The other day our friend at Carpe Diem, Mark Perry, had an interesting blog post where he analyzed an assertion that many of us believe to be true; people vote with their feet.
Many conservatives believe the tax and business climate and overall prospects for economic growth to be significant factors when deciding to relocate. Others scoff at the claim and believe economic policies are only play a secondary role in such decisions.
To test these claims, Perry studied data from the top ten states for inbound and outbound moves He analyzed how states performed on a variety of tax burden, business climate, fiscal health and economic measures.

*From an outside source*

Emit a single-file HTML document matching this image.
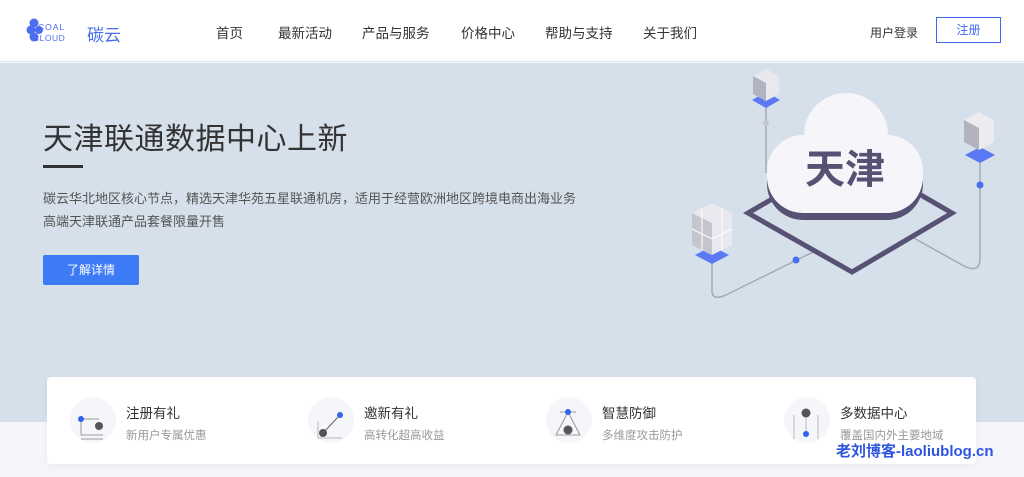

Why is this important to North Carolinians? Because – for several years now – North Carolina has had one of the highest rates of in-migration of the fifty states. Certainly, among the top ten states. In 2017, according to North American Van Lines Migration report, North Carolina was tied for the 3rd highest in-migration rate with South Carolina, only behind Arizona and Idaho.
So, what did Perry find? He writes:
There is empirical evidence that Americans do “vote with their feet” when they relocate from one state to another, and the evidence suggests that Americans are moving from states that are relatively more economically stagnant, fiscally unhealthy states with higher tax burdens and unfriendly business climates with fewer economic and job opportunities, to fiscally sound states that are relatively more economically vibrant, dynamic and business-friendly, with lower tax and regulatory burdens and more economic and job opportunities.
Common sense to many who move and a message policymakers need to hear.